Group of Websites Hacked and Credit Card Information Used Fraudulently

April 2, 2013

Customers who recently shopped any of the online stores of Frontier Natural Products Co-Op are being notified of a recent incident that involves unauthorized use of customer credit card information.

Individuals who shopped online at sites such as,,, and may have had their information intercepted. This includes names, contact information, credit card numbers and CID numbers. Several customers who have shopped on the websites between September 2012 and January 2013 have reported incidences of their personal data being used for fraudulent purchases. This is an indication that the information was obtained by the hacker for the sole purchase of identity theft.

Customers whose information may have been obtained during this time have been notified by mail of the incident and are receiving one year of identity theft protection services from First Watch Technologies.

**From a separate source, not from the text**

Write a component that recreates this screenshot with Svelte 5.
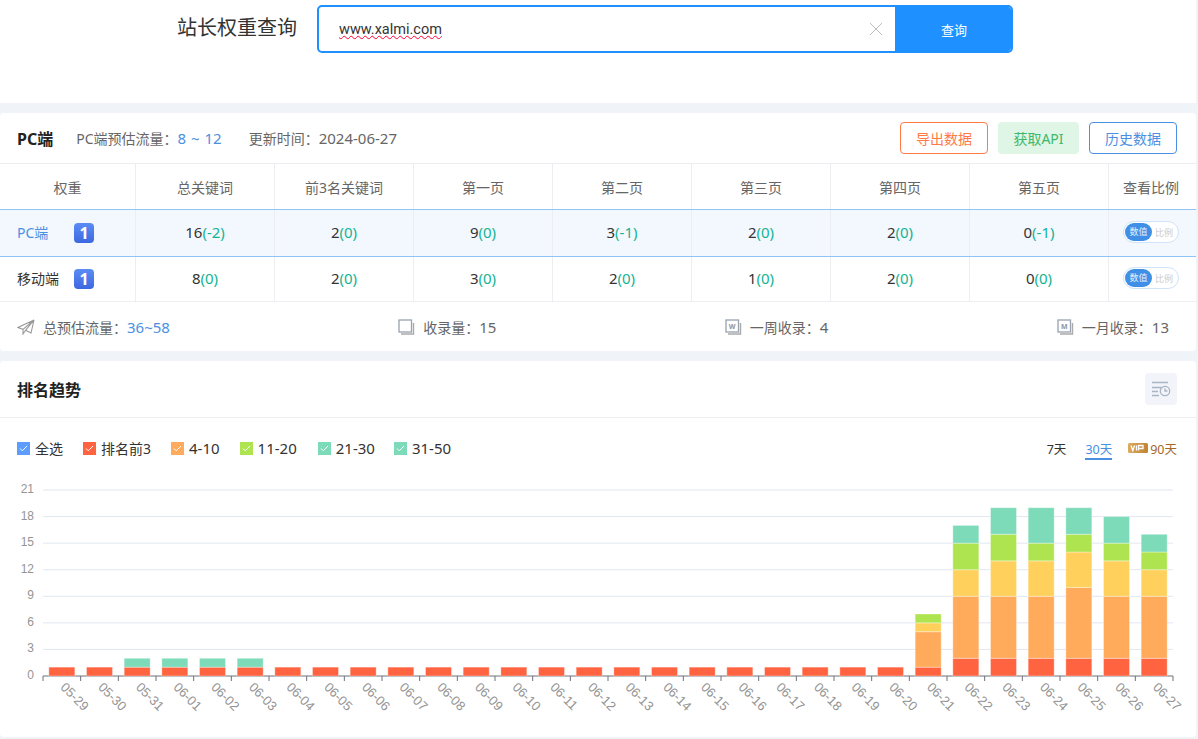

Employee Accesses Patient Records

April 1, 2013

On January 7th, the University of Connecticut Health Center became aware that a former employee accessed patient records outside of their job requirements and responsibilities.

It is believed that the names, contact information, birth dates, and Social Security numbers of approximately 1,400 patients was retrieved. The usage of the information for fraud has not yet been determined, and an investigation is underway. The University of Connecticut Health Center is committed to ensuring the protection of patient information, and continually trains its employees on proper use of private data. However, the actions of this particular employee were not condoned, and the hospital is providing patients with two years of free credit monitoring services.

If you are a patient of the University of Connecticut Health Center, you are encouraged to contact their hotline at 1-877-313-1398 to receive information in regards to signing up for credit report monitoring services due to this privacy breach.

Virus Affects Massachusetts School Server

March 27, 2013

A computer virus that infected the servers at Salem State University in Massachusetts is the recent concern for over 25,000 former and current employees of the school. Anyone who had received a paycheck from the university—either as a full-time staff member to student employees—are now being notified of the incident and offered identity protection services to protect their personal information. While there has been no indication that the information was accessed and used, there is a concern on the vulnerability of employee information, including financials. A letter has been sent to employees of the college in regards to signing up for free credit monitoring, and a call center has been established for anyone with questions in regards to this incident.